■ **Written task**:
Set out every line bearing the string "index".

----- Data excerpt

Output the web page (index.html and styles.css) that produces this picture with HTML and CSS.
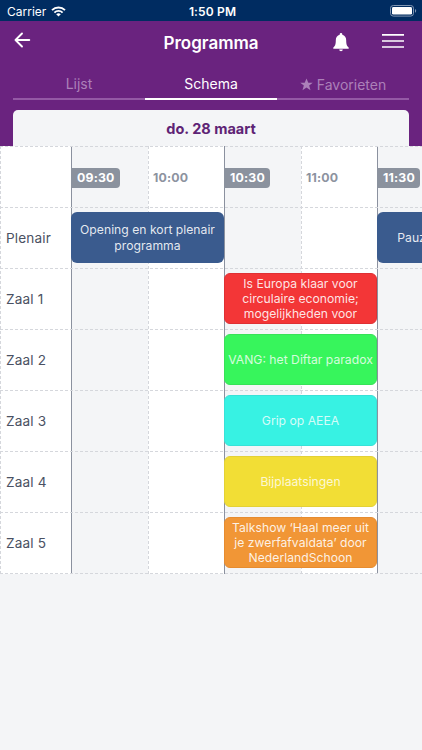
FILE: index.html
```html
<!DOCTYPE html>
<html lang="nl">
<head>
  <meta charset="UTF-8">
  <title>Programma</title>
  <link rel="stylesheet" href="styles.css">
</head>
<body>

<div class="statusbar">
  <div class="carrier">
    <span>Carrier</span>
    <svg width="15" height="11" viewBox="0 0 15 11" fill="none" stroke="#fff" stroke-width="1.9">
      <path d="M1 4.1a9.3 9.3 0 0 1 13 0"/>
      <path d="M3.4 6.6a5.8 5.8 0 0 1 8.2 0"/>
      <path d="M7.5 10.6 5.2 8.3a3.3 3.3 0 0 1 4.6 0z" fill="#fff" stroke="none"/>
    </svg>
  </div>
  <div class="clock">1:50 PM</div>
  <svg class="battery" width="27" height="12" viewBox="0 0 27 12">
    <rect x=".5" y=".5" width="23" height="10.6" rx="2.8" fill="none" stroke="#8096b3"/>
    <rect x="2" y="2" width="20" height="7.6" rx="1.4" fill="#fff"/>
    <path d="M25 4c1.600.5 1.600 3.200 0 3.700z" fill="#8096b3"/>
  </svg>
</div>

<header class="header">
  <div class="navbar">
    <svg class="back" width="17" height="16" viewBox="0 0 17 16" fill="none" stroke="#fff" stroke-width="1.9" stroke-linecap="round" stroke-linejoin="round">
      <path d="M8 1.500 1.500 8 8 14.500M1.500 8H15.300"/>
    </svg>
    <h1>Programma</h1>
    <div class="actions">
      <svg width="16" height="19" viewBox="0 0 16 19" fill="#fff">
        <path d="M8 0c.8 0 1.300.6 1.300 1.300v.5c2.500.6 3.900 2.800 3.900 5.400 0 4.500.7 5.600 2.500 7.300v1.300H.3v-1.300c1.800-1.700 2.500-2.800 2.500-7.300 0-2.600 1.400-4.800 3.900-5.400v-.5C6.700.6 7.200 0 8 0z"/>
        <path d="M6.200 16.500h3.600a1.800 1.800 0 0 1-3.600 0z"/>
      </svg>
      <svg width="22" height="14" viewBox="0 0 22 14" stroke="#fff" stroke-width="1.600">
        <path d="M0 .9h22M0 7h22M0 13h22"/>
      </svg>
    </div>
  </div>

  <nav class="tabs">
    <a class="tab">Lijst</a>
    <a class="tab active">Schema</a>
    <a class="tab favorites">
      <svg width="13" height="13" viewBox="0 0 24 24" fill="currentColor">
        <path d="M12 .8l3.300 8h8.200l-6.600 5.200 2.500 8.600L12 17.600l-7.400 5 2.500-8.600L.5 8.800h8.200z"/>
      </svg>
      <span>Favorieten</span>
    </a>
  </nav>

  <div class="day">do. 28 maart</div>
</header>

<main class="schedule">
  <!-- columns -->
  <div class="col labels"></div>
  <div class="col c0930 hour shaded"></div>
  <div class="col c1000"></div>
  <div class="col c1030 hour shaded"></div>
  <div class="col c1100"></div>
  <div class="col c1130 hour shaded"></div>

  <!-- row lines -->
  <div class="line r0"></div>
  <div class="line r1"></div>
  <div class="line r2"></div>
  <div class="line r3"></div>
  <div class="line r4"></div>
  <div class="line r5"></div>
  <div class="line r6"></div>
  <div class="line end"></div>

  <div class="time c0930 badge">09:30</div>
  <div class="time c1000">10:00</div>
  <div class="time c1030 badge">10:30</div>
  <div class="time c1100">11:00</div>
  <div class="time c1130 badge">11:30</div>

  <div class="room r1">Plenair</div>
  <div class="room r2">Zaal 1</div>
  <div class="room r3">Zaal 2</div>
  <div class="room r4">Zaal 3</div>
  <div class="room r5">Zaal 4</div>
  <div class="room r6">Zaal 5</div>

  <div class="event c0930 r1 blue">Opening en kort plenair<br>programma</div>
  <div class="event c1130 r1 blue break">Pauze</div>
  <div class="event c1030 r2 red">Is Europa klaar voor<br>circulaire economie;<br>mogelijkheden voor</div>
  <div class="event c1030 r3 green">VANG: het Diftar paradox</div>
  <div class="event c1030 r4 cyan">Grip op AEEA</div>
  <div class="event c1030 r5 yellow">Bijplaatsingen</div>
  <div class="event c1030 r6 orange">Talkshow ‘Haal meer uit<br>je zwerfafvaldata’ door<br>NederlandSchoon</div>
</main>

</body>
</html>
```

FILE: styles.css
```css
* {
  box-sizing: border-box;
}

body {
  margin: 0;
  height: 750px;
  overflow: hidden;
  background: #f4f5f7;
  font-family: Inter, "Liberation Sans", sans-serif;
}

svg {
  display: block;
}

.statusbar {
  display: grid;
  grid-template-columns: 1fr auto 1fr;
  align-items: center;
  height: 21px;
  padding: 1px 5px 0 7px;
  background: #002c61;
  color: #fff;
  font-size: 12px;
}

.carrier {
  display: flex;
  align-items: center;
  gap: 5px;
}

.clock {
  padding-left: 1px;
  font-weight: 600;
  letter-spacing: 0.15px;
}

.battery {
  justify-self: end;
}

.header {
  height: 125px;
  padding: 0 13px;
  background: #6a237f;
  color: #fff;
}

.navbar {
  display: grid;
  grid-template-columns: 1fr auto 1fr;
  align-items: center;
  height: 43px;
}

.back {
  margin: -5px 0 0 1px;
}

h1 {
  margin: 0;
  font-size: 17px;
  font-weight: 600;
}

.actions {
  display: flex;
  justify-content: flex-end;
  gap: 33px;
  padding-right: 5px;
}

.actions svg + svg {
  margin-top: 1px;
}

.tabs {
  display: grid;
  grid-template-columns: repeat(3, 1fr);
  height: 36px;
}

.tab {
  display: flex;
  align-items: center;
  justify-content: center;
  padding-top: 5px;
  border-bottom: 2px solid #9459a5;
  color: #ac80b9;
  font-size: 14px;
}

.tab.active {
  border-color: #fff;
  color: #fff;
}

.favorites {
  gap: 4px;
  padding-top: 7px;
}

.day {
  height: 36px;
  margin-top: 10px;
  border-radius: 5px 5px 0 0;
  background: #f4f5f7;
  color: #5e2375;
  font-size: 14.5px;
  font-weight: 700;
  line-height: 37px;
  text-align: center;
}

.schedule {
  display: grid;
  grid-template-columns: 71px 77px 76px 77px 76px 153px;
  grid-template-rows: repeat(7, 61px) 1px;
  width: 422px;
  overflow: hidden;
}

.col {
  grid-row: 1 / -1;
  background: repeating-linear-gradient(to bottom, #d5d7dc 0 3px, transparent 3px 5px) left / 1px 100% no-repeat #fff;
}

.col.labels {
  grid-column: 1;
}

.col.shaded {
  background: #f4f5f7;
}

.col.hour {
  border-left: 1px solid #8b919f;
}

.line {
  grid-column: 1 / -1;
  height: 1px;
  background: repeating-linear-gradient(to right, #d5d7dc 0 3px, transparent 3px 5px);
}

.c0930 { grid-column: 2; }
.c1000 { grid-column: 3; }
.c1030 { grid-column: 4; }
.c1100 { grid-column: 5; }
.c1130 { grid-column: 6; }

.r0 { grid-row: 1; }
.r1 { grid-row: 2; }
.r2 { grid-row: 3; }
.r3 { grid-row: 4; }
.r4 { grid-row: 5; }
.r5 { grid-row: 6; }
.r6 { grid-row: 7; }
.end { grid-row: 8; }

.time {
  grid-row: 1;
  align-self: center;
  justify-self: start;
  height: 20px;
  padding: 0 5px;
  margin-top: 2px;
  color: #8d939f;
  font-size: 12.3px;
  font-weight: 700;
  line-height: 20px;
  letter-spacing: 0.2px;
}

.time.badge {
  padding-left: 6px;
  border-radius: 0 4px 4px 0;
  background: #8b929e;
  color: #fff;
}

.room {
  grid-column: 1;
  align-self: center;
  padding: 1px 0 0 6px;
  color: #4a5162;
  font-size: 13.6px;
  letter-spacing: 0.15px;
}

.event {
  grid-column-end: span 2;
  display: flex;
  align-items: center;
  justify-content: center;
  margin: 5px 0;
  border-radius: 6px;
  color: rgba(255, 255, 255, 0.88);
  font-size: 12.2px;
  line-height: 15.3px;
  text-align: center;
  white-space: nowrap;
}

.break {
  grid-column: 6;
  margin-right: 77px;
}

.blue { background: #3a5b8e; }
.red { background: #f33637; border: 1px solid #df3034; }
.green { background: #37f55c; border: 1px solid #37e258; }
.cyan { background: #37f2e3; border: 1px solid #38e2d8; }
.yellow { background: #f2de35; border: 1px solid #e3d136; }
.orange { background: #f19636; border: 1px solid #e68c30; }

.green,
.cyan,
.yellow {
  color: rgba(255, 255, 255, 0.8);
}
```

----------

■ **Exercise answer**:
Output the web page (index.html and styles.css) that produces this picture with HTML and CSS.
FILE: index.html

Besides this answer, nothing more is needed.